**PROMPT**
Quote the listing below in full and exactly as written, but omit every picture.

* Start DATASET EXTRACT *

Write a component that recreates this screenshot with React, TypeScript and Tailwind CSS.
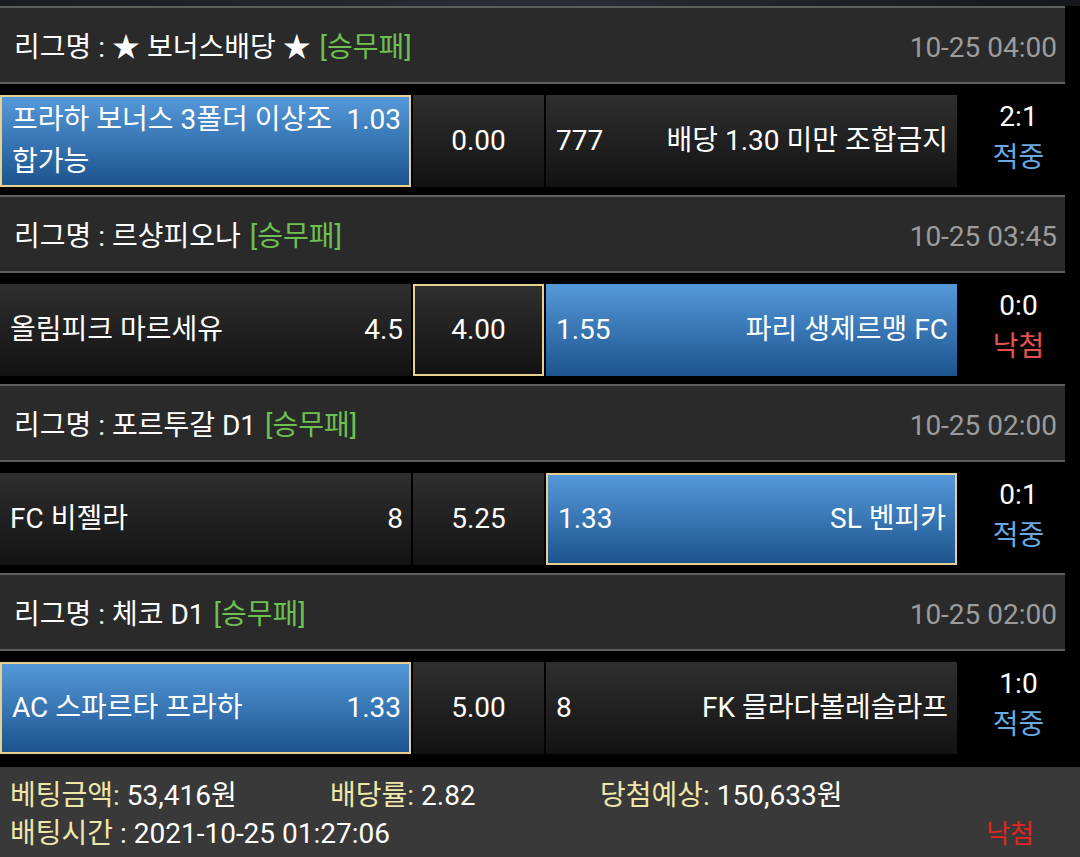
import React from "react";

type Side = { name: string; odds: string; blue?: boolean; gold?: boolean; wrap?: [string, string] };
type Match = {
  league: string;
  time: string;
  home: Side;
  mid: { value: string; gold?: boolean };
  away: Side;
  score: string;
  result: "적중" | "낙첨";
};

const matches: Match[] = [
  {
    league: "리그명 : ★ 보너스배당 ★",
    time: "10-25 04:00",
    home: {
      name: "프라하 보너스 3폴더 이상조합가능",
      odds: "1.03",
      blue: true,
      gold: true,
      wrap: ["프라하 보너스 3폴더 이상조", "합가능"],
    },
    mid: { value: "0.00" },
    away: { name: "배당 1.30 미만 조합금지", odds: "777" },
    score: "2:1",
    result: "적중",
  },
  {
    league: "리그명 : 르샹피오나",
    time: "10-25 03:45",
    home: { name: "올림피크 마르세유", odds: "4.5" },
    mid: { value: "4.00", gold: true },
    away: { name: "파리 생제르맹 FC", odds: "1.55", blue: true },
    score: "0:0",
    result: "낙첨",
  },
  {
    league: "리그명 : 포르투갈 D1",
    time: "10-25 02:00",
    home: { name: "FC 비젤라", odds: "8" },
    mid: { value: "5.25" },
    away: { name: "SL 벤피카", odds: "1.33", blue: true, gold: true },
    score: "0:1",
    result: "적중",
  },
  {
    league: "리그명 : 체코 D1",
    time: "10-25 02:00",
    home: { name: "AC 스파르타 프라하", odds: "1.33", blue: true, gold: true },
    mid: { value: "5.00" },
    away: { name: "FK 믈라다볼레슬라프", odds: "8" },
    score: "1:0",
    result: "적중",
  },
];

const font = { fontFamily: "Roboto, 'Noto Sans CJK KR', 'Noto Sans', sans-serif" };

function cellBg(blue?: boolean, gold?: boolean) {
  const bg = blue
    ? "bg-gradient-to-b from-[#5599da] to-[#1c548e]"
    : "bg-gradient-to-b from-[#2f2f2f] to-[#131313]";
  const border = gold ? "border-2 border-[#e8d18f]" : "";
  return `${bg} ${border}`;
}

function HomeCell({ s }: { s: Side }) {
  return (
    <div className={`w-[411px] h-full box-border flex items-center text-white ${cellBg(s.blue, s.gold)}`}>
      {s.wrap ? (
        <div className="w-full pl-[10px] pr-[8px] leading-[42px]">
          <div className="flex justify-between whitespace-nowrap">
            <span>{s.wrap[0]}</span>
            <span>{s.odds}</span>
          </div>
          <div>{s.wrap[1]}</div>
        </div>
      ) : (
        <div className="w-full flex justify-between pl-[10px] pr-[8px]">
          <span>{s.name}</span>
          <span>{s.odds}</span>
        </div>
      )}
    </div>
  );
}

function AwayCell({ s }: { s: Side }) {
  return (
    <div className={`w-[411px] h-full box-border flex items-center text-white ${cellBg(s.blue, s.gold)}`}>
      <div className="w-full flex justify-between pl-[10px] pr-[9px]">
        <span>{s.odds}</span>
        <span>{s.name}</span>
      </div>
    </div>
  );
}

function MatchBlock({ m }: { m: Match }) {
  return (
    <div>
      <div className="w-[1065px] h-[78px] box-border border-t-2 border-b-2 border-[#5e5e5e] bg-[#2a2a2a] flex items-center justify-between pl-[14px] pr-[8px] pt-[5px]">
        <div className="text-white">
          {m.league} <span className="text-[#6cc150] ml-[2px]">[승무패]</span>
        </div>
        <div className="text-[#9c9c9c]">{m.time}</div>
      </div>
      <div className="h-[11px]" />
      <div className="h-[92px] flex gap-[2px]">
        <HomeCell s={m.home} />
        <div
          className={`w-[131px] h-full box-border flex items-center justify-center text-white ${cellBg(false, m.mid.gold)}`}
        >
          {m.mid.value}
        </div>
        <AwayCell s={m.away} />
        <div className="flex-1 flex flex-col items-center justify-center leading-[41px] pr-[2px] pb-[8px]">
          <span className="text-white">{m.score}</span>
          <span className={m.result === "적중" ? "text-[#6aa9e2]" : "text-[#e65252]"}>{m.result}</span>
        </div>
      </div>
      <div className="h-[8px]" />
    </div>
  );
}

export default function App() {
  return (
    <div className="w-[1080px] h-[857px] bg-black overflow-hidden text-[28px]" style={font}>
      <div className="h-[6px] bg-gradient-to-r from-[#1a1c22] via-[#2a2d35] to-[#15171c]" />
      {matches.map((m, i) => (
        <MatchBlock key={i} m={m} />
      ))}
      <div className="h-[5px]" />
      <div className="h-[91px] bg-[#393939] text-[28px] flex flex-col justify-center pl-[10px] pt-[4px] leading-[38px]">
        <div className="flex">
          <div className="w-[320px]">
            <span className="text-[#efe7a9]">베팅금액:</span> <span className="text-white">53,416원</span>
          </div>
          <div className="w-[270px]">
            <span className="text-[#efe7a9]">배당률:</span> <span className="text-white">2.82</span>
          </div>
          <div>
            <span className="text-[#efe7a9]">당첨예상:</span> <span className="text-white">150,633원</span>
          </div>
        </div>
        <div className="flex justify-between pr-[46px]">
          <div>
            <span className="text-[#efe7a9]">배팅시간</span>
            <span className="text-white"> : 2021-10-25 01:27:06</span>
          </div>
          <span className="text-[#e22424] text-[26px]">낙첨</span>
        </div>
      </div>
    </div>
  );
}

* End DATASET EXTRACT *

**CORRECT ANSWER**
Write a component that recreates this screenshot with React, TypeScript and Tailwind CSS.
import React from "react";

type Side = { name: string; odds: string; blue?: boolean; gold?: boolean; wrap?: [string, string] };
type Match = {
  league: string;
  time: string;
  home: Side;
  mid: { value: string; gold?: boolean };
  away: Side;
  score: string;
  result: "적중" | "낙첨";
};

const matches: Match[] = [
  {
    league: "리그명 : ★ 보너스배당 ★",
    time: "10-25 04:00",
    home: {
      name: "프라하 보너스 3폴더 이상조합가능",
      odds: "1.03",
      blue: true,
      gold: true,
      wrap: ["프라하 보너스 3폴더 이상조", "합가능"],
    },
    mid: { value: "0.00" },
    away: { name: "배당 1.30 미만 조합금지", odds: "777" },
    score: "2:1",
    result: "적중",
  },
  {
    league: "리그명 : 르샹피오나",
    time: "10-25 03:45",
    home: { name: "올림피크 마르세유", odds: "4.5" },
    mid: { value: "4.00", gold: true },
    away: { name: "파리 생제르맹 FC", odds: "1.55", blue: true },
    score: "0:0",
    result: "낙첨",
  },
  {
    league: "리그명 : 포르투갈 D1",
    time: "10-25 02:00",
    home: { name: "FC 비젤라", odds: "8" },
    mid: { value: "5.25" },
    away: { name: "SL 벤피카", odds: "1.33", blue: true, gold: true },
    score: "0:1",
    result: "적중",
  },
  {
    league: "리그명 : 체코 D1",
    time: "10-25 02:00",
    home: { name: "AC 스파르타 프라하", odds: "1.33", blue: true, gold: true },
    mid: { value: "5.00" },
    away: { name: "FK 믈라다볼레슬라프", odds: "8" },
    score: "1:0",
    result: "적중",
  },
];

const font = { fontFamily: "Roboto, 'Noto Sans CJK KR', 'Noto Sans', sans-serif" };

function cellBg(blue?: boolean, gold?: boolean) {
  const bg = blue
    ? "bg-gradient-to-b from-[#5599da] to-[#1c548e]"
    : "bg-gradient-to-b from-[#2f2f2f] to-[#131313]";
  const border = gold ? "border-2 border-[#e8d18f]" : "";
  return `${bg} ${border}`;
}

function HomeCell({ s }: { s: Side }) {
  return (
    <div className={`w-[411px] h-full box-border flex items-center text-white ${cellBg(s.blue, s.gold)}`}>
      {s.wrap ? (
        <div className="w-full pl-[10px] pr-[8px] leading-[42px]">
          <div className="flex justify-between whitespace-nowrap">
            <span>{s.wrap[0]}</span>
            <span>{s.odds}</span>
          </div>
          <div>{s.wrap[1]}</div>
        </div>
      ) : (
        <div className="w-full flex justify-between pl-[10px] pr-[8px]">
          <span>{s.name}</span>
          <span>{s.odds}</span>
        </div>
      )}
    </div>
  );
}

function AwayCell({ s }: { s: Side }) {
  return (
    <div className={`w-[411px] h-full box-border flex items-center text-white ${cellBg(s.blue, s.gold)}`}>
      <div className="w-full flex justify-between pl-[10px] pr-[9px]">
        <span>{s.odds}</span>
        <span>{s.name}</span>
      </div>
    </div>
  );
}

function MatchBlock({ m }: { m: Match }) {
  return (
    <div>
      <div className="w-[1065px] h-[78px] box-border border-t-2 border-b-2 border-[#5e5e5e] bg-[#2a2a2a] flex items-center justify-between pl-[14px] pr-[8px] pt-[5px]">
        <div className="text-white">
          {m.league} <span className="text-[#6cc150] ml-[2px]">[승무패]</span>
        </div>
        <div className="text-[#9c9c9c]">{m.time}</div>
      </div>
      <div className="h-[11px]" />
      <div className="h-[92px] flex gap-[2px]">
        <HomeCell s={m.home} />
        <div
          className={`w-[131px] h-full box-border flex items-center justify-center text-white ${cellBg(false, m.mid.gold)}`}
        >
          {m.mid.value}
        </div>
        <AwayCell s={m.away} />
        <div className="flex-1 flex flex-col items-center justify-center leading-[41px] pr-[2px] pb-[8px]">
          <span className="text-white">{m.score}</span>
          <span className={m.result === "적중" ? "text-[#6aa9e2]" : "text-[#e65252]"}>{m.result}</span>
        </div>
      </div>
      <div className="h-[8px]" />
    </div>
  );
}

export default function App() {
  return (
    <div className="w-[1080px] h-[857px] bg-black overflow-hidden text-[28px]" style={font}>
      <div className="h-[6px] bg-gradient-to-r from-[#1a1c22] via-[#2a2d35] to-[#15171c]" />
      {matches.map((m, i) => (
        <MatchBlock key={i} m={m} />
      ))}
      <div className="h-[5px]" />
      <div className="h-[91px] bg-[#393939] text-[28px] flex flex-col justify-center pl-[10px] pt-[4px] leading-[38px]">
        <div className="flex">
          <div className="w-[320px]">
            <span className="text-[#efe7a9]">베팅금액:</span> <span className="text-white">53,416원</span>
          </div>
          <div className="w-[270px]">
            <span className="text-[#efe7a9]">배당률:</span> <span className="text-white">2.82</span>
          </div>
          <div>
            <span className="text-[#efe7a9]">당첨예상:</span> <span className="text-white">150,633원</span>
          </div>
        </div>
        <div className="flex justify-between pr-[46px]">
          <div>
            <span className="text-[#efe7a9]">배팅시간</span>
            <span className="text-white"> : 2021-10-25 01:27:06</span>
          </div>
          <span className="text-[#e22424] text-[26px]">낙첨</span>
        </div>
      </div>
    </div>
  );
}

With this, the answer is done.